1 Reply Latest reply on Sep 20, 2013 1:00 AM by himanshu.gautam

    Enqueuing a kernel on the CPU with only one work item

    bulibuta

      My setup creates a context based on the same platform (AMD) with two devices. The GPU and the CPU. Thus two queues.

       

      One algorithm is designed for the GPU and the other for the CPU. Or rather not for the CPU but it's very linear and gets really expensive as the problem dimensions rise thus I decided to run it on the CPU because the GPU takes forever to process with only one work-item.

       

      Thus I want to start the linear algorithm on the CPU queue and I want it to be run on just one core.
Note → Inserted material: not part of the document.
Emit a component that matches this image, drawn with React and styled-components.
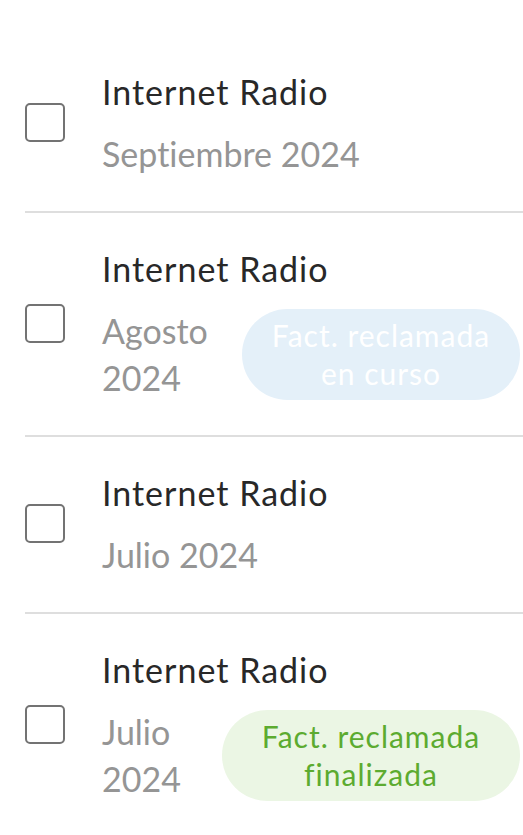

Like this:

       

              gws[0] = lws[0] = 1;
              rc = clEnqueueNDRangeKernel(cpu_queue,
                  atom, 1, NULL, gws, lws, 0, NULL, &ev[0]);
              if (rc != CL_SUCCESS) {
                  goto err;
              }
              clFlush(cpu_queue);
              clWaitForEvents(1, &ev[0]);

       

      This works fine for small matrix dimensions (64x32), but faults for big ones (1024x512 and beyond).

      If I switch the same kernel on the gpu queue there are no faults and the numeric results are correct.

       

      Any ideas? Is this not a good way to enqueue the kernel? Why does it work on the GPU but not on the CPU?